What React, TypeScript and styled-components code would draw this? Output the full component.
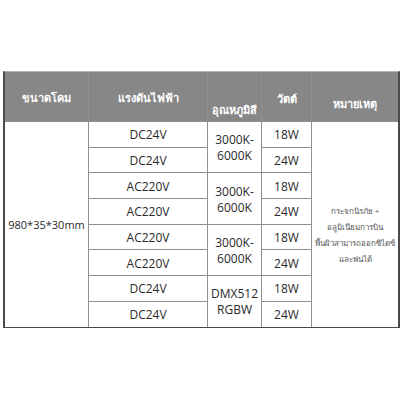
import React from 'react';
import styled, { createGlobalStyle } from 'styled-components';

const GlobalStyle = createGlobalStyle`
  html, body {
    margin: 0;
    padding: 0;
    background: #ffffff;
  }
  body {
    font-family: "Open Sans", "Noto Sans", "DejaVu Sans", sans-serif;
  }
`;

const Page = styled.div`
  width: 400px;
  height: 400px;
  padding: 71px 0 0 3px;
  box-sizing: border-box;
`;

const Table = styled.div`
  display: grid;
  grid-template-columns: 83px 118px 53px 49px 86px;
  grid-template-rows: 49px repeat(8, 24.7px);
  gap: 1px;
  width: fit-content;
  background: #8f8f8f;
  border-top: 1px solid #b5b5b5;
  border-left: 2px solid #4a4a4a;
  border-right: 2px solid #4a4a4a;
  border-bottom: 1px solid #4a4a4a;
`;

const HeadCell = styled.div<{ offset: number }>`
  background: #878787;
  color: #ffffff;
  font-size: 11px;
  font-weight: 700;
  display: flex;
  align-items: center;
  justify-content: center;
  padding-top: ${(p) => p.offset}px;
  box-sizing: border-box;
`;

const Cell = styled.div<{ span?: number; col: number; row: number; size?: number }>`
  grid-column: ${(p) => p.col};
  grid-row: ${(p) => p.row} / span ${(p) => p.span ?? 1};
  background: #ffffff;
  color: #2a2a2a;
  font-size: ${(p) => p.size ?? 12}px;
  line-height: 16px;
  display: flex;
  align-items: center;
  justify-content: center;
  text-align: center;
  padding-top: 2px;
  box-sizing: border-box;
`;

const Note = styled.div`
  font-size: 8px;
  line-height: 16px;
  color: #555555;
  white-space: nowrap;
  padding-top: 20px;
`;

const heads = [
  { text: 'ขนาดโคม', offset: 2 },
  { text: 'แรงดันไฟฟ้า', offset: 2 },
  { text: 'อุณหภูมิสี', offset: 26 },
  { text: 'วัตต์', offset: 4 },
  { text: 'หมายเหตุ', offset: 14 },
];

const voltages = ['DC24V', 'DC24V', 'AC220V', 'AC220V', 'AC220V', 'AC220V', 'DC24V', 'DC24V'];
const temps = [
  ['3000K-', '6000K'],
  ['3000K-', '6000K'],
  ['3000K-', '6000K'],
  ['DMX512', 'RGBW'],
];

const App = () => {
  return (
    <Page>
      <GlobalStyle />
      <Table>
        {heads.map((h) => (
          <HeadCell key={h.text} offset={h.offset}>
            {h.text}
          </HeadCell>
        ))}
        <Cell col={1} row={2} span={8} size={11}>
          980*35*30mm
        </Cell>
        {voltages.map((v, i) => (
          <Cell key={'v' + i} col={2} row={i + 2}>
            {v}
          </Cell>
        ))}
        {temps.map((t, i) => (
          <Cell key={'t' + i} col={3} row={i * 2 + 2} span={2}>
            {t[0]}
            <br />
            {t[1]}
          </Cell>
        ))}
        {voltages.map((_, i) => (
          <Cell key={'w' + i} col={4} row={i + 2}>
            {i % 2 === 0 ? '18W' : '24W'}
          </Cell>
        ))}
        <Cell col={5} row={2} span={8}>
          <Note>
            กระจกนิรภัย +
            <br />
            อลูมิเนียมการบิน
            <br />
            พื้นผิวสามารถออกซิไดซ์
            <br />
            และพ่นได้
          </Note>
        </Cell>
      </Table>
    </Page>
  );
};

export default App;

********

→ GOAL:
Leave out the pictures and restate everything else word for word.

→ ANSWER TO THIS EXERCISE:
What React, TypeScript and styled-components code would draw this? Output the full component.
import React from 'react';
import styled, { createGlobalStyle } from 'styled-components';

const GlobalStyle = createGlobalStyle`
  html, body {
    margin: 0;
    padding: 0;
    background: #ffffff;
  }
  body {
    font-family: "Open Sans", "Noto Sans", "DejaVu Sans", sans-serif;
  }
`;

const Page = styled.div`
  width: 400px;
  height: 400px;
  padding: 71px 0 0 3px;
  box-sizing: border-box;
`;

const Table = styled.div`
  display: grid;
  grid-template-columns: 83px 118px 53px 49px 86px;
  grid-template-rows: 49px repeat(8, 24.7px);
  gap: 1px;
  width: fit-content;
  background: #8f8f8f;
  border-top: 1px solid #b5b5b5;
  border-left: 2px solid #4a4a4a;
  border-right: 2px solid #4a4a4a;
  border-bottom: 1px solid #4a4a4a;
`;

const HeadCell = styled.div<{ offset: number }>`
  background: #878787;
  color: #ffffff;
  font-size: 11px;
  font-weight: 700;
  display: flex;
  align-items: center;
  justify-content: center;
  padding-top: ${(p) => p.offset}px;
  box-sizing: border-box;
`;

const Cell = styled.div<{ span?: number; col: number; row: number; size?: number }>`
  grid-column: ${(p) => p.col};
  grid-row: ${(p) => p.row} / span ${(p) => p.span ?? 1};
  background: #ffffff;
  color: #2a2a2a;
  font-size: ${(p) => p.size ?? 12}px;
  line-height: 16px;
  display: flex;
  align-items: center;
  justify-content: center;
  text-align: center;
  padding-top: 2px;
  box-sizing: border-box;
`;

const Note = styled.div`
  font-size: 8px;
  line-height: 16px;
  color: #555555;
  white-space: nowrap;
  padding-top: 20px;
`;

const heads = [
  { text: 'ขนาดโคม', offset: 2 },
  { text: 'แรงดันไฟฟ้า', offset: 2 },
  { text: 'อุณหภูมิสี', offset: 26 },
  { text: 'วัตต์', offset: 4 },
  { text: 'หมายเหตุ', offset: 14 },
];

const voltages = ['DC24V', 'DC24V', 'AC220V', 'AC220V', 'AC220V', 'AC220V', 'DC24V', 'DC24V'];
const temps = [
  ['3000K-', '6000K'],
  ['3000K-', '6000K'],
  ['3000K-', '6000K'],
  ['DMX512', 'RGBW'],
];

const App = () => {
  return (
    <Page>
      <GlobalStyle />
      <Table>
        {heads.map((h) => (
          <HeadCell key={h.text} offset={h.offset}>
            {h.text}
          </HeadCell>
        ))}
        <Cell col={1} row={2} span={8} size={11}>
          980*35*30mm
        </Cell>
        {voltages.map((v, i) => (
          <Cell key={'v' + i} col={2} row={i + 2}>
            {v}
          </Cell>
        ))}
        {temps.map((t, i) => (
          <Cell key={'t' + i} col={3} row={i * 2 + 2} span={2}>
            {t[0]}
            <br />
            {t[1]}
          </Cell>
        ))}
        {voltages.map((_, i) => (
          <Cell key={'w' + i} col={4} row={i + 2}>
            {i % 2 === 0 ? '18W' : '24W'}
          </Cell>
        ))}
        <Cell col={5} row={2} span={8}>
          <Note>
            กระจกนิรภัย +
            <br />
            อลูมิเนียมการบิน
            <br />
            พื้นผิวสามารถออกซิไดซ์
            <br />
            และพ่นได้
          </Note>
        </Cell>
      </Table>
    </Page>
  );
};

export default App;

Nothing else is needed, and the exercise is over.